> DIRECTIONS FOR THIS TASK
Leave out the pictures and repeat the data exactly.

> INFORMATION SUPPLIED

-- Begin --

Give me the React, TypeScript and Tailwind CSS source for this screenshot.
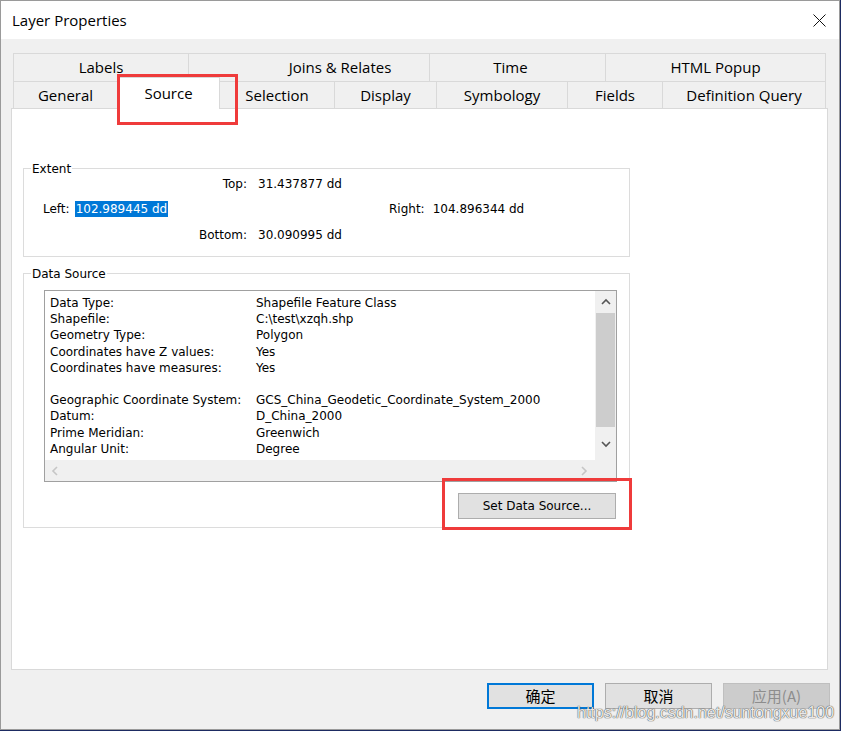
import React from "react";

const rows: [string, string][] = [
  ["Data Type:", "Shapefile Feature Class"],
  ["Shapefile:", "C:\\test\\xzqh.shp"],
  ["Geometry Type:", "Polygon"],
  ["Coordinates have Z values:", "Yes"],
  ["Coordinates have measures:", "Yes"],
  ["", ""],
  ["Geographic Coordinate System:", "GCS_China_Geodetic_Coordinate_System_2000"],
  ["Datum:", "D_China_2000"],
  ["Prime Meridian:", "Greenwich"],
  ["Angular Unit:", "Degree"],
];

function Chevron({ dir, color }: { dir: "up" | "down" | "left" | "right"; color: string }) {
  const pts =
    dir === "up"
      ? "1,6 5,2 9,6"
      : dir === "down"
      ? "1,2 5,6 9,2"
      : dir === "left"
      ? "6,1 2,5 6,9"
      : "2,1 6,5 2,9";
  return (
    <svg width="10" height="10" viewBox="0 0 10 10">
      <polyline points={pts} fill="none" stroke={color} strokeWidth="1.6" />
    </svg>
  );
}

export default function App() {
  return (
    <div className="relative w-[841px] h-[731px] bg-[#1d2b62] overflow-hidden">
      <div className="w-[840px] h-[730px] border border-[#9a9a9a] bg-[#f0f0f0] flex flex-col">
        {/* Title bar */}
        <div className="h-[38px] bg-white flex items-center justify-between pl-[11px] pr-[13px] shrink-0">
          <span className="font-['Open_Sans',sans-serif] text-[15px] text-black">Layer Properties</span>
          <svg width="13" height="13" viewBox="0 0 13 13">
            <line x1="0.5" y1="0.5" x2="12.5" y2="12.5" stroke="#111" strokeWidth="1" />
            <line x1="12.5" y1="0.5" x2="0.5" y2="12.5" stroke="#111" strokeWidth="1" />
          </svg>
        </div>

        {/* Body */}
        <div className="flex-1 pl-[10px] pt-[14px] font-['Open_Sans',sans-serif] text-[15px] text-black">
          {/* Tabs */}
          <div className="ml-[2px] w-[813px]">
            <div className="flex h-[28px]">
              <div className="w-[175px] border-t border-l border-[#d9d9d9] flex items-center justify-center">Labels</div>
              <div className="w-[241px] border-t border-l border-[#d9d9d9] flex items-center justify-center pl-[62px]">Joins &amp; Relates</div>
              <div className="w-[176px] border-t border-l border-[#d9d9d9] flex items-center justify-center pr-[14px]">Time</div>
              <div className="w-[221px] border-t border-l border-r border-[#d9d9d9] flex items-center justify-center">HTML Popup</div>
            </div>
            <div className="flex h-[27px]">
              <div className="w-[104px] border-t border-l border-[#d9d9d9] flex items-center justify-center">General</div>
              <div className="relative z-10 w-[103px] -mt-[4px] -mb-[1px] bg-white border-t border-l border-r border-[#d9d9d9] flex items-center justify-center">Source</div>
              <div className="w-[114px] border-t border-[#d9d9d9] flex items-center justify-center">Selection</div>
              <div className="w-[102px] border-t border-l border-[#d9d9d9] flex items-center justify-center">Display</div>
              <div className="w-[131px] border-t border-l border-[#d9d9d9] flex items-center justify-center">Symbology</div>
              <div className="w-[95px] border-t border-l border-[#d9d9d9] flex items-center justify-center">Fields</div>
              <div className="w-[164px] border-t border-l border-r border-[#d9d9d9] flex items-center justify-center">Definition Query</div>
            </div>
          </div>

          {/* Panel */}
          <div className="w-[817px] h-[562px] border border-[#d9d9d9] bg-white pl-[11px] pt-[59px] font-['DejaVu_Sans',sans-serif] text-[12px]">
            {/* Extent */}
            <div className="relative w-[607px] h-[89px] border border-[#dcdcdc]">
              <span className="absolute left-[7px] -top-[7px] bg-white px-[1px] leading-[14px]">Extent</span>
              <div className="pt-[7px] flex flex-col">
                <div className="h-[16px] leading-[16px] flex">
                  <span className="w-[223px] text-right">Top:</span>
                  <span className="ml-[11px]">31.437877 dd</span>
                </div>
                <div className="h-[16px] leading-[16px] flex mt-[9px]">
                  <div className="w-[365px] flex pl-[19px]">
                    <span>Left:</span>
                    <span className="ml-[5px] bg-[#0078d7] text-white px-[1px]">102.989445 dd</span>
                  </div>
                  <span>Right:</span>
                  <span className="ml-[8px]">104.896344 dd</span>
                </div>
                <div className="h-[16px] leading-[16px] flex mt-[10px]">
                  <span className="w-[223px] text-right">Bottom:</span>
                  <span className="ml-[11px]">30.090995 dd</span>
                </div>
              </div>
            </div>

            {/* Data Source */}
            <div className="relative mt-[16px] w-[607px] h-[255px] border border-[#dcdcdc] pt-[16px]">
              <span className="absolute left-[7px] -top-[7px] bg-white px-[1px] leading-[14px]">Data Source</span>
              <div className="ml-[20px] w-[573px] h-[192px] border border-[#a0a0a0] flex flex-col">
                <div className="flex h-[169px]">
                  <div className="flex-1 pl-[5px] pt-[4px] overflow-hidden">
                    <div className="grid grid-cols-[206px_1fr] auto-rows-[16.2px] leading-[16.2px] whitespace-nowrap">
                      {rows.map(([a, b], i) => (
                        <React.Fragment key={i}>
                          <span>{a}</span>
                          <span>{b}</span>
                        </React.Fragment>
                      ))}
                    </div>
                  </div>
                  <div className="w-[21px] bg-[#f0f0f0] flex flex-col">
                    <div className="h-[22px] flex items-center justify-center pt-[2px]">
                      <Chevron dir="up" color="#555" />
                    </div>
                    <div className="h-[114px] mx-[1px] bg-[#cdcdcd]" />
                    <div className="flex-1 flex items-center justify-center pt-[2px]">
                      <Chevron dir="down" color="#555" />
                    </div>
                  </div>
                </div>
                <div className="flex-1 flex bg-[#f0f0f0]">
                  <div className="w-[21px] flex items-center justify-center pl-[1px]">
                    <Chevron dir="left" color="#c6c6c6" />
                  </div>
                  <div className="flex-1" />
                  <div className="w-[21px] flex items-center justify-center">
                    <Chevron dir="right" color="#c6c6c6" />
                  </div>
                  <div className="w-[21px]" />
                </div>
              </div>
              <button className="mt-[11px] ml-[434px] w-[158px] h-[26px] bg-[#e1e1e1] border border-[#adadad] text-[12px] text-black flex items-center justify-center">
                Set Data Source...
              </button>
            </div>
          </div>

          {/* Bottom buttons */}
          <div className="mt-[13px] ml-[476px] flex gap-[11px] font-['Noto_Sans_CJK_SC',sans-serif] text-[15px]">
            <button className="w-[107px] h-[26px] border-2 border-[#0078d7] bg-[#e1e1e1] text-black flex items-center justify-center">确定</button>
            <button className="w-[107px] h-[26px] border border-[#adadad] bg-[#e1e1e1] text-black flex items-center justify-center">取消</button>
            <button className="w-[107px] h-[26px] border border-[#bfbfbf] bg-[#cccccc] text-[#8d8d8d] flex items-center justify-center">应用(A)</button>
          </div>
        </div>
      </div>

      {/* Red annotation boxes */}
      <div className="absolute left-[117px] top-[74px] w-[121px] h-[51px] border-[3px] border-[#ef3b3b] z-20" />
      <div className="absolute left-[442px] top-[478px] w-[190px] h-[52px] border-[3px] border-[#ef3b3b] z-20" />

      {/* Watermark */}
      <div className="absolute left-[577px] top-[703px] z-30 font-['Liberation_Sans',sans-serif] text-[16px] leading-[20px] text-[rgba(255,255,255,0.9)] [text-shadow:0_0_1px_#444,0_0_1px_#444] whitespace-nowrap">
        https://blog.csdn.net/suntongxue100
      </div>
    </div>
  );
}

-- End --

> REPLY
Give me the React, TypeScript and Tailwind CSS source for this screenshot.
import React from "react";

const rows: [string, string][] = [
  ["Data Type:", "Shapefile Feature Class"],
  ["Shapefile:", "C:\\test\\xzqh.shp"],
  ["Geometry Type:", "Polygon"],
  ["Coordinates have Z values:", "Yes"],
  ["Coordinates have measures:", "Yes"],
  ["", ""],
  ["Geographic Coordinate System:", "GCS_China_Geodetic_Coordinate_System_2000"],
  ["Datum:", "D_China_2000"],
  ["Prime Meridian:", "Greenwich"],
  ["Angular Unit:", "Degree"],
];

function Chevron({ dir, color }: { dir: "up" | "down" | "left" | "right"; color: string }) {
  const pts =
    dir === "up"
      ? "1,6 5,2 9,6"
      : dir === "down"
      ? "1,2 5,6 9,2"
      : dir === "left"
      ? "6,1 2,5 6,9"
      : "2,1 6,5 2,9";
  return (
    <svg width="10" height="10" viewBox="0 0 10 10">
      <polyline points={pts} fill="none" stroke={color} strokeWidth="1.6" />
    </svg>
  );
}

export default function App() {
  return (
    <div className="relative w-[841px] h-[731px] bg-[#1d2b62] overflow-hidden">
      <div className="w-[840px] h-[730px] border border-[#9a9a9a] bg-[#f0f0f0] flex flex-col">
        {/* Title bar */}
        <div className="h-[38px] bg-white flex items-center justify-between pl-[11px] pr-[13px] shrink-0">
          <span className="font-['Open_Sans',sans-serif] text-[15px] text-black">Layer Properties</span>
          <svg width="13" height="13" viewBox="0 0 13 13">
            <line x1="0.5" y1="0.5" x2="12.5" y2="12.5" stroke="#111" strokeWidth="1" />
            <line x1="12.5" y1="0.5" x2="0.5" y2="12.5" stroke="#111" strokeWidth="1" />
          </svg>
        </div>

        {/* Body */}
        <div className="flex-1 pl-[10px] pt-[14px] font-['Open_Sans',sans-serif] text-[15px] text-black">
          {/* Tabs */}
          <div className="ml-[2px] w-[813px]">
            <div className="flex h-[28px]">
              <div className="w-[175px] border-t border-l border-[#d9d9d9] flex items-center justify-center">Labels</div>
              <div className="w-[241px] border-t border-l border-[#d9d9d9] flex items-center justify-center pl-[62px]">Joins &amp; Relates</div>
              <div className="w-[176px] border-t border-l border-[#d9d9d9] flex items-center justify-center pr-[14px]">Time</div>
              <div className="w-[221px] border-t border-l border-r border-[#d9d9d9] flex items-center justify-center">HTML Popup</div>
            </div>
            <div className="flex h-[27px]">
              <div className="w-[104px] border-t border-l border-[#d9d9d9] flex items-center justify-center">General</div>
              <div className="relative z-10 w-[103px] -mt-[4px] -mb-[1px] bg-white border-t border-l border-r border-[#d9d9d9] flex items-center justify-center">Source</div>
              <div className="w-[114px] border-t border-[#d9d9d9] flex items-center justify-center">Selection</div>
              <div className="w-[102px] border-t border-l border-[#d9d9d9] flex items-center justify-center">Display</div>
              <div className="w-[131px] border-t border-l border-[#d9d9d9] flex items-center justify-center">Symbology</div>
              <div className="w-[95px] border-t border-l border-[#d9d9d9] flex items-center justify-center">Fields</div>
              <div className="w-[164px] border-t border-l border-r border-[#d9d9d9] flex items-center justify-center">Definition Query</div>
            </div>
          </div>

          {/* Panel */}
          <div className="w-[817px] h-[562px] border border-[#d9d9d9] bg-white pl-[11px] pt-[59px] font-['DejaVu_Sans',sans-serif] text-[12px]">
            {/* Extent */}
            <div className="relative w-[607px] h-[89px] border border-[#dcdcdc]">
              <span className="absolute left-[7px] -top-[7px] bg-white px-[1px] leading-[14px]">Extent</span>
              <div className="pt-[7px] flex flex-col">
                <div className="h-[16px] leading-[16px] flex">
                  <span className="w-[223px] text-right">Top:</span>
                  <span className="ml-[11px]">31.437877 dd</span>
                </div>
                <div className="h-[16px] leading-[16px] flex mt-[9px]">
                  <div className="w-[365px] flex pl-[19px]">
                    <span>Left:</span>
                    <span className="ml-[5px] bg-[#0078d7] text-white px-[1px]">102.989445 dd</span>
                  </div>
                  <span>Right:</span>
                  <span className="ml-[8px]">104.896344 dd</span>
                </div>
                <div className="h-[16px] leading-[16px] flex mt-[10px]">
                  <span className="w-[223px] text-right">Bottom:</span>
                  <span className="ml-[11px]">30.090995 dd</span>
                </div>
              </div>
            </div>

            {/* Data Source */}
            <div className="relative mt-[16px] w-[607px] h-[255px] border border-[#dcdcdc] pt-[16px]">
              <span className="absolute left-[7px] -top-[7px] bg-white px-[1px] leading-[14px]">Data Source</span>
              <div className="ml-[20px] w-[573px] h-[192px] border border-[#a0a0a0] flex flex-col">
                <div className="flex h-[169px]">
                  <div className="flex-1 pl-[5px] pt-[4px] overflow-hidden">
                    <div className="grid grid-cols-[206px_1fr] auto-rows-[16.2px] leading-[16.2px] whitespace-nowrap">
                      {rows.map(([a, b], i) => (
                        <React.Fragment key={i}>
                          <span>{a}</span>
                          <span>{b}</span>
                        </React.Fragment>
                      ))}
                    </div>
                  </div>
                  <div className="w-[21px] bg-[#f0f0f0] flex flex-col">
                    <div className="h-[22px] flex items-center justify-center pt-[2px]">
                      <Chevron dir="up" color="#555" />
                    </div>
                    <div className="h-[114px] mx-[1px] bg-[#cdcdcd]" />
                    <div className="flex-1 flex items-center justify-center pt-[2px]">
                      <Chevron dir="down" color="#555" />
                    </div>
                  </div>
                </div>
                <div className="flex-1 flex bg-[#f0f0f0]">
                  <div className="w-[21px] flex items-center justify-center pl-[1px]">
                    <Chevron dir="left" color="#c6c6c6" />
                  </div>
                  <div className="flex-1" />
                  <div className="w-[21px] flex items-center justify-center">
                    <Chevron dir="right" color="#c6c6c6" />
                  </div>
                  <div className="w-[21px]" />
                </div>
              </div>
              <button className="mt-[11px] ml-[434px] w-[158px] h-[26px] bg-[#e1e1e1] border border-[#adadad] text-[12px] text-black flex items-center justify-center">
                Set Data Source...
              </button>
            </div>
          </div>

          {/* Bottom buttons */}
          <div className="mt-[13px] ml-[476px] flex gap-[11px] font-['Noto_Sans_CJK_SC',sans-serif] text-[15px]">
            <button className="w-[107px] h-[26px] border-2 border-[#0078d7] bg-[#e1e1e1] text-black flex items-center justify-center">确定</button>
            <button className="w-[107px] h-[26px] border border-[#adadad] bg-[#e1e1e1] text-black flex items-center justify-center">取消</button>
            <button className="w-[107px] h-[26px] border border-[#bfbfbf] bg-[#cccccc] text-[#8d8d8d] flex items-center justify-center">应用(A)</button>
          </div>
        </div>
      </div>

      {/* Red annotation boxes */}
      <div className="absolute left-[117px] top-[74px] w-[121px] h-[51px] border-[3px] border-[#ef3b3b] z-20" />
      <div className="absolute left-[442px] top-[478px] w-[190px] h-[52px] border-[3px] border-[#ef3b3b] z-20" />

      {/* Watermark */}
      <div className="absolute left-[577px] top-[703px] z-30 font-['Liberation_Sans',sans-serif] text-[16px] leading-[20px] text-[rgba(255,255,255,0.9)] [text-shadow:0_0_1px_#444,0_0_1px_#444] whitespace-nowrap">
        https://blog.csdn.net/suntongxue100
      </div>
    </div>
  );
}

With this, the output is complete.